Government abuse is already legion. If law enforcement claims that a citizen is suspected of drug dealing, that citizen’s property in it’s entirety can be seized by the government without due process of law, and not returned until the citizen convinces a judge somewhere to grant the return of the property. Under the Patriot Act, citizens can be arrested and held incommunicado at the King’s pleasure. Forget any thoughts of privacy or security. No-knock search warrants are regularly granted under little or no pretext and, once arrested, prisoners are routinely ‘lost’ in the system until they can be questioned.
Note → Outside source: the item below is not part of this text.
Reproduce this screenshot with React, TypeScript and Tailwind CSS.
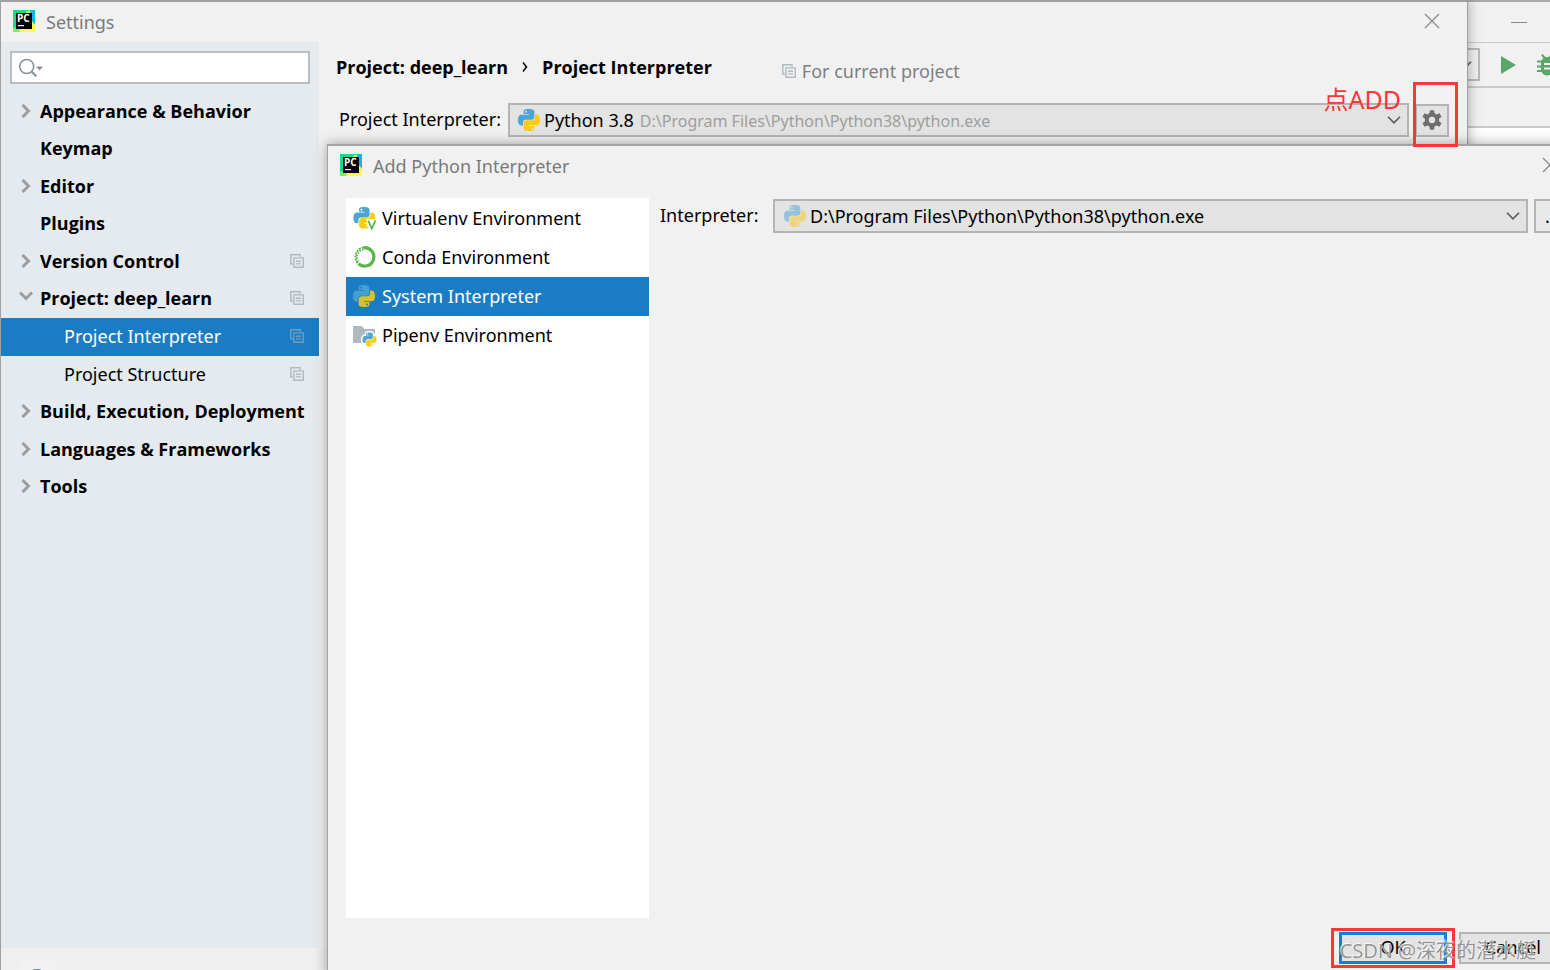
import React from "react";

const BLUE_SNAKE =
  "M14.25.18l.9.2.73.26.59.3.45.32.34.34.25.34.16.33.1.3.04.26.02.2-.01.13V8.5l-.05.63-.13.55-.21.46-.26.38-.3.31-.33.25-.35.19-.35.14-.33.1-.3.07-.26.04-.21.02H8.77l-.69.05-.59.14-.5.22-.41.27-.33.32-.27.35-.2.36-.15.37-.1.35-.07.32-.04.27-.02.21v3.06H3.17l-.21-.03-.28-.07-.32-.12-.35-.18-.36-.26-.36-.36-.35-.46-.32-.59-.28-.73-.21-.88-.14-1.05-.05-1.23.06-1.22.16-1.04.24-.87.32-.71.36-.57.4-.44.42-.33.42-.24.4-.16.36-.1.32-.05.24-.01h.16l.06.01h8.16v-.83H6.18l-.01-2.75-.02-.37.05-.34.11-.31.17-.28.25-.26.31-.23.38-.2.44-.18.51-.15.58-.12.64-.1.71-.06.77-.04.84-.02 1.27.05zM7.95 2.16l-.23.33-.08.41.08.41.23.34.33.22.41.09.41-.09.33-.22.23-.34.08-.41-.08-.41-.23-.33-.33-.22-.41-.09-.41.09z";
const YELLOW_SNAKE =
  "M21.04 6.11l.28.06.32.12.35.18.36.27.36.35.35.47.32.59.28.73.21.88.14 1.04.05 1.23-.06 1.23-.16 1.04-.24.86-.32.71-.36.57-.4.45-.42.33-.42.24-.4.16-.36.09-.32.05-.24.02-.16-.01h-8.22v.82h5.84l.01 2.76.02.36-.05.34-.11.31-.17.29-.25.25-.31.24-.38.2-.44.17-.51.15-.58.13-.64.09-.71.07-.77.04-.84.01-1.27-.04-1.07-.14-.9-.2-.73-.25-.59-.3-.45-.33-.34-.34-.25-.34-.16-.33-.1-.3-.04-.25-.02-.2.01-.13v-5.34l.05-.64.13-.54.21-.46.26-.38.3-.32.33-.24.35-.2.35-.14.33-.1.3-.06.26-.04.21-.02.13-.01h5.84l.69-.05.59-.14.5-.21.41-.28.33-.32.27-.35.2-.36.15-.36.1-.35.07-.32.04-.28.02-.21V6.07h2.09l.14.01zM14.57 20.36l-.23.33-.08.41.08.41.23.33.33.23.41.08.41-.08.33-.23.23-.33.08-.41-.08-.41-.23-.33-.33-.23-.41-.08-.41.08z";

function Snakes() {
  return (
    <>
      <path fillRule="evenodd" d={BLUE_SNAKE} fill="#4ea5d3" />
      <path fillRule="evenodd" d={YELLOW_SNAKE} fill="#fccb1a" />
    </>
  );
}

function PythonIcon({ className = "" }: { className?: string }) {
  return (
    <svg viewBox="0 0 24 24" className={`size-[22px] shrink-0 ${className}`} aria-hidden="true">
      <Snakes />
    </svg>
  );
}

function VirtualenvIcon() {
  return (
    <svg viewBox="0 0 24 24" className="size-6 shrink-0" aria-hidden="true">
      <g transform="translate(.5 1) scale(.9)">
        <Snakes />
      </g>
      <path d="M13 13h11v11h-8z" fill="#fff" />
      <path d="M15.2 14.500l3.600 8 3.600-8" fill="none" stroke="#59b548" strokeWidth="1.8" />
    </svg>
  );
}

function CondaIcon() {
  return (
    <svg viewBox="0 0 24 24" className="size-6 shrink-0" fill="none" stroke="#59b548" aria-hidden="true">
      <path d="M10.500 2.800A9.200 9.200 0 1 1 5.500 18.800" strokeWidth="3.200" />
      <path d="M10.500 2.300A10 10 0 0 0 5.200 19" strokeWidth="1.8" strokeDasharray="2 1" />
      <path d="M10.500 4.500A7.800 7.800 0 0 0 5.500 17" strokeWidth="1.7" strokeDasharray="1.6 1.2" />
    </svg>
  );
}

function PipenvIcon() {
  return (
    <svg viewBox="0 0 24 24" className="size-6 shrink-0" aria-hidden="true">
      <path d="M0 3h8.5l3 3H22v14H0z" fill="#aeb9c0" />
      <g transform="translate(9.5 9.5) scale(.58)">
        <g stroke="#fff" strokeWidth="5" strokeLinejoin="round">
          <path d={BLUE_SNAKE} fill="#fff" />
          <path d={YELLOW_SNAKE} fill="#fff" />
        </g>
        <Snakes />
      </g>
    </svg>
  );
}

function PyCharmIcon() {
  return (
    <svg viewBox="0 0 22 22" className="size-[22px] shrink-0" aria-hidden="true">
      <path d="M0 0h22v22H0z" fill="#21d789" />
      <path d="M11 4l5-4 3 5z" fill="#d8f03a" />
      <path d="M17 0h5v14l-3-2z" fill="#12b5ee" />
      <path d="M4 22l2-4h12l1-7 3 4v7z" fill="#fcf84a" />
      <path d="M0 22v-4l5-1 2 5z" fill="#7fea62" />
      <path d="M3 3h16v16H3z" fill="#000" />
      <text x="4" y="12" fontSize="10" fontWeight="700" fill="#fff" fontFamily="Open Sans, sans-serif">
        PC
      </text>
      <path d="M5 15h6v1.2H5z" fill="#fff" />
    </svg>
  );
}

function CopyIcon({ className = "text-[#aeb9c0]" }: { className?: string }) {
  return (
    <svg viewBox="0 0 14 14" className={`size-[14px] shrink-0 ${className}`} fill="none" stroke="currentColor" strokeWidth="1.4" aria-hidden="true">
      <path d="M2.8 10H.8V.8H10v2" />
      <path d="M3.9 3.9h9.3v9.3H3.9z" />
      <path d="M6 7.2h5M6 9.9h5" />
    </svg>
  );
}

function Chevron() {
  return (
    <svg viewBox="0 0 14 8" className="pointer-events-none h-2 w-[14px] shrink-0" fill="none" stroke="#5a5a5a" strokeWidth="1.6" aria-hidden="true">
      <path d="M1 .8l6 6 6-6" />
    </svg>
  );
}

function TreeArrow({ open }: { open: boolean }) {
  return open ? (
    <svg viewBox="0 0 14 10" className="-mt-1 h-[10px] w-[14px]" fill="none" stroke="#9b9ea0" strokeWidth="3" aria-hidden="true">
      <path d="M1 1.5l6 6 6-6" />
    </svg>
  ) : (
    <svg viewBox="0 0 10 14" className="h-[14px] w-[10px]" fill="none" stroke="#9b9ea0" strokeWidth="3" aria-hidden="true">
      <path d="M1.5 1l6 6-6 6" />
    </svg>
  );
}

function GearIcon() {
  return (
    <svg viewBox="-10 -10 20 20" className="size-5" fill="#6e6e6e" aria-hidden="true">
      <circle r="5.200" fill="none" stroke="#6e6e6e" strokeWidth="4" />
      {[0, 60, 120].map((a) => (
        <React.Fragment key={a}>
          <path d="M-2.6 -6l.6-3.800h4l.6 3.800z" transform={`rotate(${a})`} />
          <path d="M-2.6 6l.6 3.800h4l.6-3.800z" transform={`rotate(${a})`} />
        </React.Fragment>
      ))}
    </svg>
  );
}

function CloseButton({ label }: { label: string }) {
  return (
    <button type="button" aria-label={label} className="flex size-6 items-center justify-center">
      <svg viewBox="0 0 16 16" className="size-4" fill="none" stroke="#8c8c8c" strokeWidth="1.4" aria-hidden="true">
        <path d="M1 1l14 14M15 1L1 15" />
      </svg>
    </button>
  );
}

type Item = { label: string; open?: boolean; arrow?: boolean; copy?: boolean; child?: boolean; selected?: boolean };

const tree: Item[] = [
  { label: "Appearance & Behavior", arrow: true },
  { label: "Keymap" },
  { label: "Editor", arrow: true },
  { label: "Plugins" },
  { label: "Version Control", arrow: true, copy: true },
  { label: "Project: deep_learn", arrow: true, open: true, copy: true },
  { label: "Project Interpreter", child: true, copy: true, selected: true },
  { label: "Project Structure", child: true, copy: true },
  { label: "Build, Execution, Deployment", arrow: true },
  { label: "Languages & Frameworks", arrow: true },
  { label: "Tools", arrow: true },
];

const environments = [
  { label: "Virtualenv Environment", icon: <VirtualenvIcon /> },
  { label: "Conda Environment", icon: <CondaIcon /> },
  { label: "System Interpreter", icon: <PythonIcon className="mr-[2px] opacity-85" />, selected: true },
  { label: "Pipenv Environment", icon: <PipenvIcon /> },
];

function IdeWindow() {
  return (
    <div className="absolute inset-0 flex flex-col border-t-2 border-[#a9a9a9] bg-white">
      <div className="flex h-[41px] items-center justify-end border-b border-[#c9c9c9] bg-[#f1f1f1] pr-[23px]">
        <button type="button" aria-label="Minimize" className="flex h-5 w-4 items-center">
          <span className="h-px w-full bg-[#8c8c8c]" />
        </button>
      </div>
      <div className="flex h-[45px] items-center justify-end overflow-hidden border-b-2 border-[#c9c9c9] bg-[#f1f1f1]">
        <button type="button" aria-label="Run configuration" className="flex h-[33px] w-[120px] items-center justify-end border-2 border-[#b9b9b9] bg-[#f1f1f1] pr-[6px]">
          <Chevron />
        </button>
        <button type="button" aria-label="Run" className="ml-[21px]">
          <svg viewBox="0 0 15 18" className="h-[18px] w-[15px]" fill="#59a869" aria-hidden="true">
            <path d="M0 0l15 9-15 9z" />
          </svg>
        </button>
        <button type="button" aria-label="Debug" className="-mr-[7px] ml-[21px]">
          <svg viewBox="0 0 20 22" className="h-[22px] w-5" fill="#59a869" aria-hidden="true">
            <path d="M4 1.5L5.5 0l3 3h3l3-3L16 1.500l-2.400 2.400Q15 5 15.500 6.500H20v2h-4v3h4v2h-4v2.500h4v2h-4.600Q13.500 21.500 10 21.500T4.600 18H0v-2h4v-2.500H0v-2h4v-3H0v-2h4.500Q5 5 6.400 3.900z" />
            <path d="M7 9h6v2H7zM7 13.500h6v2H7z" fill="#f1f1f1" />
          </svg>
        </button>
      </div>
      <div className="h-10 border-b-2 border-[#c9c9c9] bg-[#f1f1f1]" />
    </div>
  );
}

function Sidebar() {
  return (
    <aside className="flex w-[318px] shrink-0 flex-col bg-[#e5eaee]">
      <label className="mx-[9px] mt-[9px] flex h-[33px] items-center border-2 border-[#bbbec1] bg-white pl-[7px]">
        <svg viewBox="0 0 24 20" className="h-5 w-6 shrink-0" fill="none" stroke="#87939a" strokeWidth="1.6" aria-hidden="true">
          <circle cx="7.700" cy="8.500" r="7" />
          <path d="M12.500 13.500l4.800 4.800" strokeWidth="2.200" />
          <path d="M17 8.500h7l-3.500 4z" fill="#87939a" stroke="none" />
        </svg>
        <input type="text" aria-label="Search settings" className="min-w-0 flex-1 bg-transparent px-1 outline-none" />
      </label>
      <ul className="mt-[9px] grid h-[413px] auto-rows-fr grid-cols-1">
        {tree.map((item) => (
          <li key={item.label} className="min-h-0">
            <button
              type="button"
              className={`flex h-full w-full items-center pr-[15px] pb-[2px] text-left whitespace-nowrap ${item.selected ? "bg-[#1a7dc4] text-white" : ""} ${item.child ? "pl-[63px]" : "pl-[18px] font-['Open_Sans',sans-serif] font-bold"}`}
            >
              {!item.child && (
                <span className="flex w-[21px] shrink-0 items-center">
                  {item.arrow && (
                    <span className="flex w-[14px] justify-center">
                      <TreeArrow open={!!item.open} />
                    </span>
                  )}
                </span>
              )}
              <span className="min-w-0 flex-1">{item.label}</span>
              {item.copy && <CopyIcon className={item.selected ? "text-[#6d9fc2]" : "text-[#aeb9c0]"} />}
            </button>
          </li>
        ))}
      </ul>
    </aside>
  );
}

function SettingsWindow() {
  return (
    <section className="absolute top-0 right-[82px] -bottom-8 left-0 flex flex-col border-t-2 border-r border-l border-[#a0a0a0] bg-[#f1f1f1] shadow-[0_0_12px_rgba(0,0,0,0.35)]">
      <header className="flex h-10 shrink-0 items-center pr-[23px] pb-[2px] pl-3">
        <PyCharmIcon />
        <h1 className="ml-[11px] flex-1 pt-[2px] text-[#7a7a7a]">Settings</h1>
        <CloseButton label="Close settings" />
      </header>
      <div className="flex min-h-0 flex-1">
        <Sidebar />
        <main className="flex-1 pr-[18px] pl-[17px]">
          <div className="flex h-[50px] items-center whitespace-nowrap">
            <h2 className="font-['Open_Sans',sans-serif] font-bold">Project: deep_learn</h2>
            <svg viewBox="0 0 6 12" className="mx-[14px] h-3 w-[6px]" fill="none" stroke="#000" strokeWidth="1.500" aria-hidden="true">
              <path d="M1 1.500l3.500 4.500L1 10.500" />
            </svg>
            <h2 className="font-['Open_Sans',sans-serif] font-bold">Project Interpreter</h2>
            <p className="mt-2 ml-[70px] flex items-center gap-[6px] text-[#7f7f7f]">
              <CopyIcon />
              For current project
            </p>
          </div>
          <div className="mt-[11px] flex items-center gap-[6px] pl-[3px]">
            <label htmlFor="project-interpreter" className="w-[163px] shrink-0 pb-[2px] whitespace-nowrap">
              Project Interpreter:
            </label>
            <div className="relative flex h-[34px] flex-1 items-center border-2 border-[#b4b4b4] bg-[#e3e3e3] pr-[6px] pl-2 whitespace-nowrap">
              <PythonIcon />
              <select id="project-interpreter" className="ml-1 appearance-none bg-transparent outline-none [field-sizing:content]">
                <option>Python 3.8</option>
              </select>
              <span className="ml-[6px] flex-1 pt-[2px] text-[16px] text-[#9e9e9e]">D:\Program Files\Python\Python38\python.exe</span>
              <Chevron />
              <span className="absolute right-[6px] bottom-6 text-[25px] leading-6 text-[#fb3737]">点ADD</span>
            </div>
            <button type="button" aria-label="Interpreter options" className="flex h-[33px] w-[34px] items-center justify-center border-2 border-[#b4b4b4] bg-[#e3e3e3]">
              <GearIcon />
            </button>
          </div>
        </main>
      </div>
      <footer className="flex h-[54px] shrink-0 bg-[#efefef] pt-[13px] pl-[18px]">
        <button type="button" aria-label="Help" className="flex h-9 w-9 justify-center bg-[#f2f2f2] pt-2">
          <span className="size-6 rounded-full border-2 border-[#3f7fb8] bg-white" />
        </button>
      </footer>
    </section>
  );
}

function AddInterpreterDialog() {
  return (
    <section className="absolute top-[144px] -right-[33px] -bottom-3 left-[327px] flex flex-col border-t-2 border-l border-[#a3a3a3] bg-[#f1f1f1] shadow-[0_0_12px_rgba(0,0,0,0.35)]">
      <header className="flex h-10 shrink-0 items-center pr-[21px] pb-[2px] pl-3">
        <PyCharmIcon />
        <h2 className="ml-[11px] flex-1 pt-[2px] text-[#7a7a7a]">Add Python Interpreter</h2>
        <CloseButton label="Close dialog" />
      </header>
      <div className="flex min-h-0 flex-1 pt-3 pr-4 pl-[18px]">
        <ul className="w-[303px] shrink-0 bg-white pt-px">
          {environments.map((env) => (
            <li key={env.label}>
              <button
                type="button"
                className={`flex h-[39px] w-full items-center gap-[5px] pb-[2px] pl-[7px] text-left whitespace-nowrap ${env.selected ? "bg-[#1a7dc4] text-white" : ""}`}
              >
                {env.icon}
                {env.label}
              </button>
            </li>
          ))}
        </ul>
        <div className="flex h-9 min-w-0 flex-1 items-center pl-[11px]">
          <label htmlFor="base-interpreter" className="w-[113px] shrink-0 pb-[2px]">
            Interpreter:
          </label>
          <div className="flex h-[34px] min-w-0 flex-1 items-center border-2 border-[#b4b4b4] bg-[#e3e3e3] pr-[6px] pl-[9px]">
            <PythonIcon className="opacity-50" />
            <select id="base-interpreter" className="ml-1 min-w-0 flex-1 appearance-none bg-transparent outline-none">
              <option>D:\Program Files\Python\Python38\python.exe</option>
            </select>
            <Chevron />
          </div>
          <button type="button" aria-label="Browse" className="ml-[6px] flex h-[34px] w-[33px] items-center border-2 border-[#b4b4b4] bg-[#e9e9e9] pl-[9px]">
            ...
          </button>
        </div>
      </div>
      <footer className="flex shrink-0 justify-end gap-3 pt-[14px] pr-4 pb-[18px]">
        <div className="relative">
          <button type="button" className="h-8 w-[108px] border-[3px] border-[#0f7fdb] bg-[#e3e3e3] pb-[2px]">
            OK
          </button>
          <span className="pointer-events-none absolute -inset-x-2 -inset-y-1 border-[3px] border-[#fb3737]" />
        </div>
        <button type="button" className="h-8 w-[108px] border-2 border-[#b4b4b4] bg-[#e3e3e3] pb-[2px]">
          Cancel
        </button>
      </footer>
    </section>
  );
}

export default function App() {
  return (
    <div className="relative h-screen overflow-hidden bg-[#f1f1f1] font-['Noto_Sans','Noto_Sans_CJK_SC',sans-serif] text-[18px] leading-6 text-black">
      <IdeWindow />
      <SettingsWindow />
      <AddInterpreterDialog />
      <span className="pointer-events-none absolute top-[82px] right-[92px] h-[65px] w-[45px] border-[3px] border-[#fb3737]" />
      <p className="pointer-events-none absolute right-[14px] bottom-[7px] font-['Open_Sans','Noto_Sans_CJK_SC',sans-serif] text-[20px] text-[#8a8a8a]/90 [text-shadow:-1px_-1px_0_rgba(255,255,255,0.8)]">
        CSDN @深夜的潜水艇
      </p>
    </div>
  );
}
In the aftermath of hurricane Katrina, law abiding citizens of New Orleans were forcibly disarmed and kidnapped by police aided by the National Guard while news media filmed the incidents, and the White House did nothing. Contrast that with our founding fathers.

The democratic republic that the founding fathers established was a kind of accident. George Washington was offered a position as monarch and refused it. The other founding fathers held the reins, so to speak, and they chose to pass the authority to the people. They were men of outstanding character and foresight.

I expect that at some point in the future a series of armed demonstrations similar to those used to pass the concealed carry law may be employed to repeal some of the more oppressive, odious laws in the State, as well as to seek a more even-handed system of justice and taxation for everyone, in that we are all equal in the eyes of the law – which is not the case now. From these demonstrations we may find new leaders who might reluctantly accept a position in government. At least, that’s what I hope.

-Sepp said...

Jack, love the passion you have on the issue. Ever notice that our county's most liberal democrats routinely compare themselves to the founding fathers? I find it odd that they compare themselves to the authors of the 2nd amendment when they are the loudest voices screamming for it's demise.